╔══

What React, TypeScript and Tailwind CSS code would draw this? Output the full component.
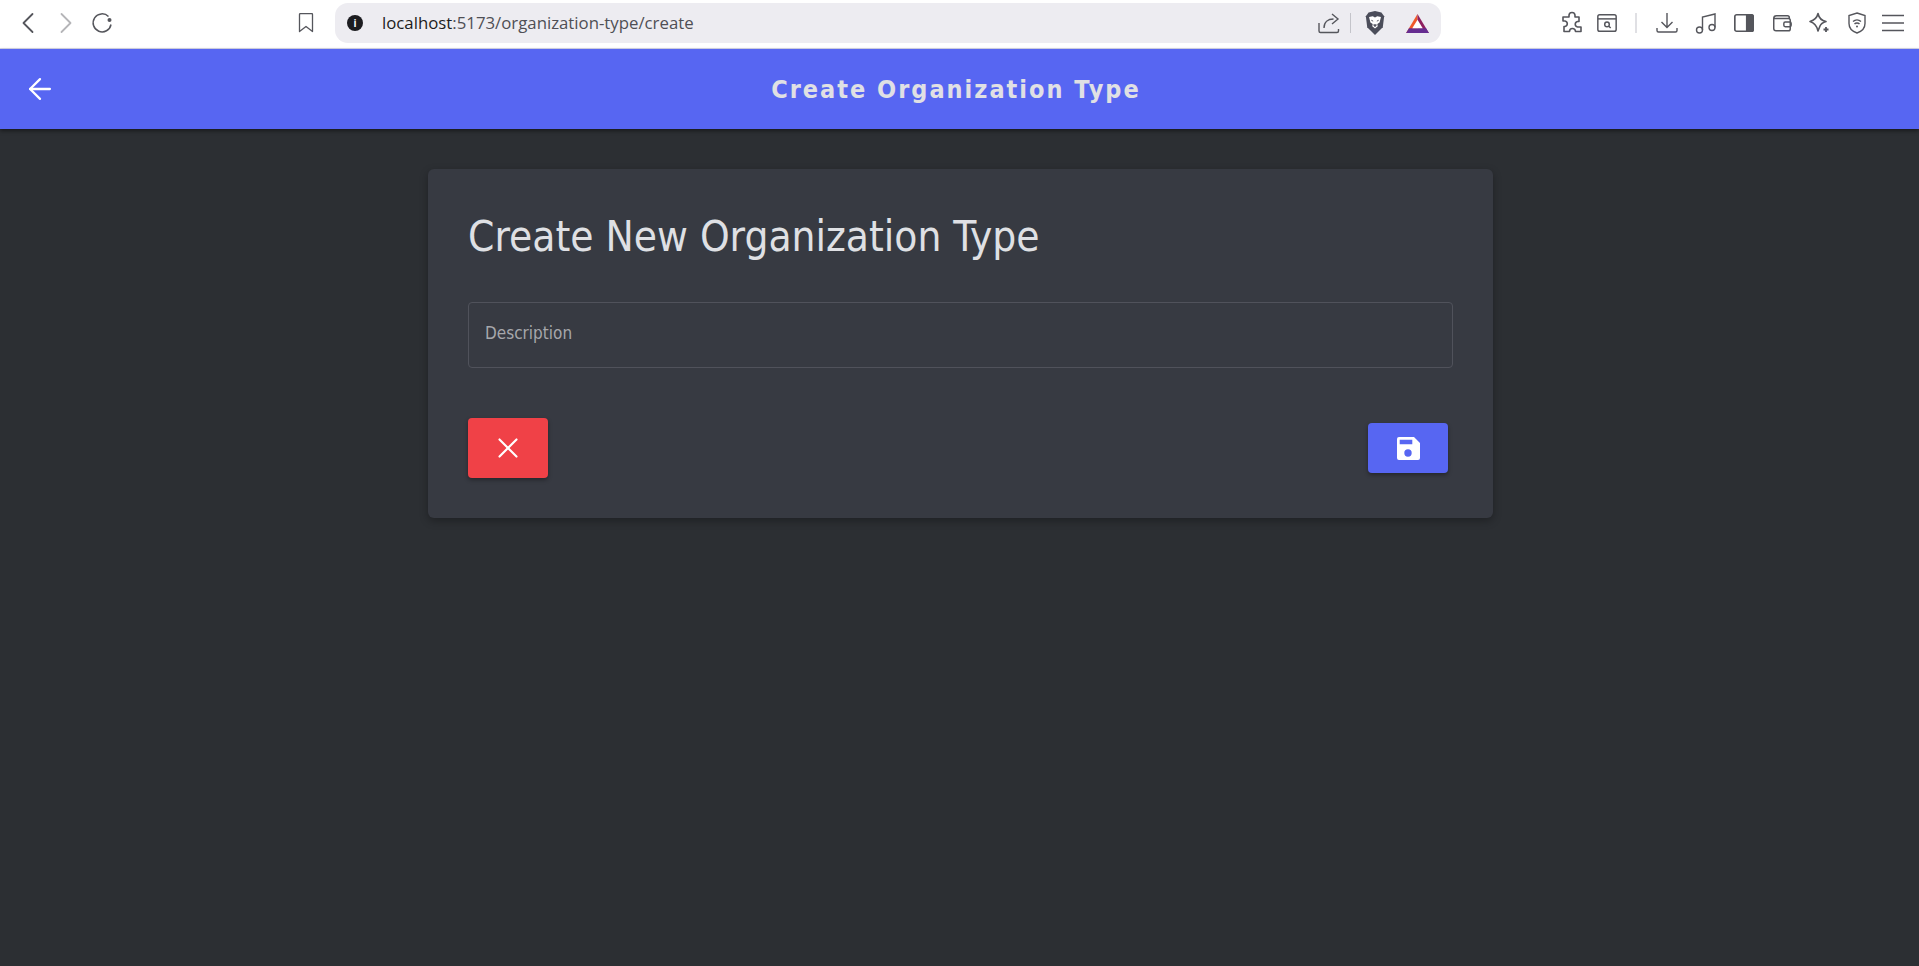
import { X, ChevronLeft, ChevronRight, ArrowLeft } from "lucide-react";

function ChromeBar() {
  return (
    <div className="h-[49px] pb-[2px] bg-white border-b border-[#d5d6e8] flex items-center font-['Open_Sans',sans-serif]">
      <div className="w-[335px] flex items-center shrink-0 text-[#55565c]">
        <ChevronLeft className="w-[36px] h-[36px] ml-[10px]" strokeWidth={1.2} />
        <ChevronRight className="w-[36px] h-[36px] ml-[2px] text-[#b5b5b8]" strokeWidth={1.2} />
        <svg viewBox="0 0 24 24" className="w-[24px] h-[24px] ml-[6px]" fill="none" stroke="#55565c" strokeWidth="1.5">
          <path d="M18.500 5.500A9 9 0 1 0 21 13.500" />
          <circle cx="19.500" cy="9" r="2" fill="#55565c" stroke="none" />
        </svg>
        <svg viewBox="0 0 16 20" className="w-[16px] h-[20px] ml-[184px]" fill="none" stroke="#55565c" strokeWidth="1.3">
          <path d="M1.500 1.500a1 1 0 0 1 1-1h11a1 1 0 0 1 1 1v17L8 13.500 1.500 18.500z" strokeLinejoin="round" />
        </svg>
      </div>
      <div className="w-[1106px] h-[40px] rounded-[13px] bg-[#edecf1] flex items-center shrink-0">
        <div className="w-[16px] h-[16px] ml-[12px] rounded-full bg-[#1c1c20] flex items-center justify-center text-white text-[10px] font-bold leading-none">i</div>
        <div className="ml-[19px] text-[16.800px] text-[#4f4f55] whitespace-nowrap">
          <span className="text-[#1c1c20]">localhost</span>:5173/organization-type/create
        </div>
        <div className="flex-1" />
        <svg viewBox="0 0 24 24" className="w-[24px] h-[24px]" fill="none" stroke="#55565c" strokeWidth="1.4">
          <path d="M2 12v8a1.500 1.500 0 0 0 1.500 1.500H20a1.500 1.500 0 0 0 1.500-1.500v-2M7 17c0-6 4-9 9.500-9M15 3l6 5-6 5" />
        </svg>
        <div className="w-px h-[20px] bg-[#c4c4ca] ml-[9px]" />
        <svg viewBox="0 0 24 28" className="w-[22px] h-[26px] ml-[13px]">
          <path d="M12 1l7 1.500 3 4-1.500 12L12 27l-8.500-8.500L2 6.500l3-4z" fill="#4b4d5a" />
          <path d="M5.500 7.500l4-1L12 8l2.500-1.500 4 1-1.500 6-2.500 1.500.5 2.500-3 2.500-3-2.500.5-2.500L7 13.500z" fill="#fff" />
          <path d="M8 11l2 1M16 11l-2 1M10.500 16h3L12 18z" stroke="#4b4d5a" strokeWidth="1" fill="#4b4d5a" />
        </svg>
        <svg viewBox="0 0 24 20" className="w-[23px] h-[19px] ml-[20px] mr-[12px]">
          <path d="M12 0L0 20h12z" fill="#f1582a" />
          <path d="M12 0l12 20H12z" fill="#8e1f5f" />
          <path d="M3 15h18l3 5H0z" fill="#662d91" />
          <path d="M12 6l-5.500 9h11z" fill="#fff" />
        </svg>
      </div>
      <div className="flex-1 flex items-center text-[#55565c] pl-[119px]">
        <svg viewBox="0 0 24 24" className="w-[24px] h-[24px]" fill="none" stroke="#55565c" strokeWidth="1.6">
          <path d="M9 4.500a3 3 0 0 1 6 0V6h4v4.500h-1.500a2.800 2.800 0 0 0 0 5.500H21v4.500h-5.500a3 3 0 0 0-6 0H4v-5h1a2.800 2.800 0 0 0 0-5.500H3V6h6z" strokeLinejoin="round" />
        </svg>
        <svg viewBox="0 0 24 24" className="w-[22px] h-[22px] ml-[12px]" fill="none" stroke="#55565c" strokeWidth="1.6">
          <rect x="2" y="3" width="20" height="18" rx="2" />
          <path d="M2 7.500h20" />
          <circle cx="12" cy="13.500" r="2.500" />
          <path d="M14 15.500l2 2" />
        </svg>
        <div className="w-[2px] h-[20px] bg-[#e0e0e4] ml-[17px]" />
        <svg viewBox="0 0 24 24" className="w-[24px] h-[24px] ml-[18px]" fill="none" stroke="#55565c" strokeWidth="1.4">
          <path d="M12 2v14M6.500 11l5.500 5.500 5.500-5.500M2 17v2.500a1.500 1.500 0 0 0 1.500 1.500h17a1.500 1.500 0 0 0 1.500-1.500V17" />
        </svg>
        <svg viewBox="0 0 24 24" className="w-[24px] h-[24px] ml-[15px]" fill="none" stroke="#55565c" strokeWidth="1.4">
          <circle cx="5.500" cy="19" r="3" />
          <circle cx="18" cy="16.500" r="3" />
          <path d="M8.500 19V6L21 3v13.500" />
        </svg>
        <svg viewBox="0 0 24 24" className="w-[22px] h-[22px] ml-[15px]" fill="none" stroke="#55565c" strokeWidth="1.8">
          <rect x="2" y="3" width="20" height="18" rx="2" />
          <path d="M15 3h5a2 2 0 0 1 2 2v14a2 2 0 0 1-2 2h-5z" fill="#55565c" />
        </svg>
        <svg viewBox="0 0 24 24" className="w-[22px] h-[22px] ml-[16px]" fill="none" stroke="#55565c" strokeWidth="1.6">
          <path d="M3 7a3 3 0 0 1 3-3h12a2 2 0 0 1 2 2v1M3 7v11a2.500 2.500 0 0 0 2.500 2.500H19a2 2 0 0 0 2-2V9a2 2 0 0 0-2-2z" />
          <rect x="14" y="11" width="8" height="5" rx="1.500" />
        </svg>
        <svg viewBox="0 0 24 24" className="w-[24px] h-[24px] ml-[14px]" fill="none" stroke="#55565c" strokeWidth="1.6">
          <path d="M11 2.500c1 5 3 7 8 8-3 1-5 2-6 4.500l-2 5c-1-5-3-8-8-9.500 5-1.500 7-3.500 8-8z" strokeLinejoin="round" />
          <path d="M19 16v5M16.500 18.500h5" strokeWidth="1.800" />
        </svg>
        <svg viewBox="0 0 24 24" className="w-[24px] h-[24px] ml-[14px]" fill="none" stroke="#55565c" strokeWidth="1.4">
          <path d="M12 2l8 2.500v8c0 4.500-3.500 8-8 9.500-4.500-1.500-8-5-8-9.500v-8z" />
          <path d="M8 10.500a6 6 0 0 1 8 0M9.500 13a3.500 3.500 0 0 1 5 0" />
          <circle cx="12" cy="15.500" r="1" fill="#55565c" stroke="none" />
        </svg>
        <svg viewBox="0 0 22 18" className="w-[22px] h-[18px] ml-[13px]" fill="none" stroke="#55565c" strokeWidth="1.500">
          <path d="M0 1.500h22M0 9h22M0 16.500h22" />
        </svg>
      </div>
    </div>
  );
}

export default function App() {
  return (
    <div className="w-full min-h-[966px] bg-[#2c2f33] flex flex-col">
      <ChromeBar />
      <header className="h-[80px] bg-[#5766f2] flex items-center shadow-[0_2px_4px_rgba(0,0,0,0.45)] shrink-0">
        <ArrowLeft className="w-[34px] h-[34px] ml-[23px] text-white" strokeWidth={1.6} />
        <h1 className="flex-1 text-center pr-[64px] pt-[2px] text-[25px] font-bold tracking-[2px] text-[#e0e0e4] font-['DejaVu_Sans_Condensed','DejaVu_Sans',sans-serif]">
          Create Organization Type
        </h1>
      </header>
      <main className="flex justify-center pt-[40px] pl-[2px]">
        <div className="w-[1065px] h-[349px] bg-[#373a42] rounded-[6px] p-[40px] shadow-[0_3px_8px_rgba(0,0,0,0.3)]">
          <h2 className="text-[42px] leading-[56px] text-[#dfe0e4] font-['DejaVu_Sans_Condensed','DejaVu_Sans',sans-serif]">
            Create New Organization Type
          </h2>
          <div className="mt-[37px] h-[66px] border border-[#50525b] rounded-[4px] flex items-center px-[16px] pb-[2px]">
            <span className="text-[17px] text-[#a6a7ab] font-['DejaVu_Sans_Condensed','DejaVu_Sans',sans-serif]">Description</span>
          </div>
          <div className="mt-[50px] flex items-center justify-between">
            <button className="w-[80px] h-[60px] rounded-[4px] bg-[#f04147] flex items-center justify-center shadow-[0_2px_4px_rgba(0,0,0,0.35)]">
              <X className="w-[34px] h-[34px] text-white" strokeWidth={1.500} />
            </button>
            <button className="w-[80px] h-[50px] mr-[5px] rounded-[4px] bg-[#5766f2] flex items-center justify-center shadow-[0_2px_4px_rgba(0,0,0,0.35)]">
              <svg viewBox="0 0 23 23" className="w-[23px] h-[23px]" fill="#fff" fillRule="evenodd">
                <path d="M2 0H17L23 6V21a2 2 0 0 1-2 2H2a2 2 0 0 1-2-2V2a2 2 0 0 1 2-2zM2.700 2.700v4.600h12.600V2.700zM11 12.300a3.700 3.700 0 1 0 0 7.400 3.700 3.700 0 0 0 0-7.400z" />
              </svg>
            </button>
          </div>
        </div>
      </main>
    </div>
  );
}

╚══

Written exercise -
Your task is to return the lines above, from the first one up to and including the line containing "ChevronLeft, ChevronRight, ArrowLeft", minus any pictures.

Final result -
What React, TypeScript and Tailwind CSS code would draw this? Output the full component.
import { X, ChevronLeft, ChevronRight, ArrowLeft } from "lucide-react";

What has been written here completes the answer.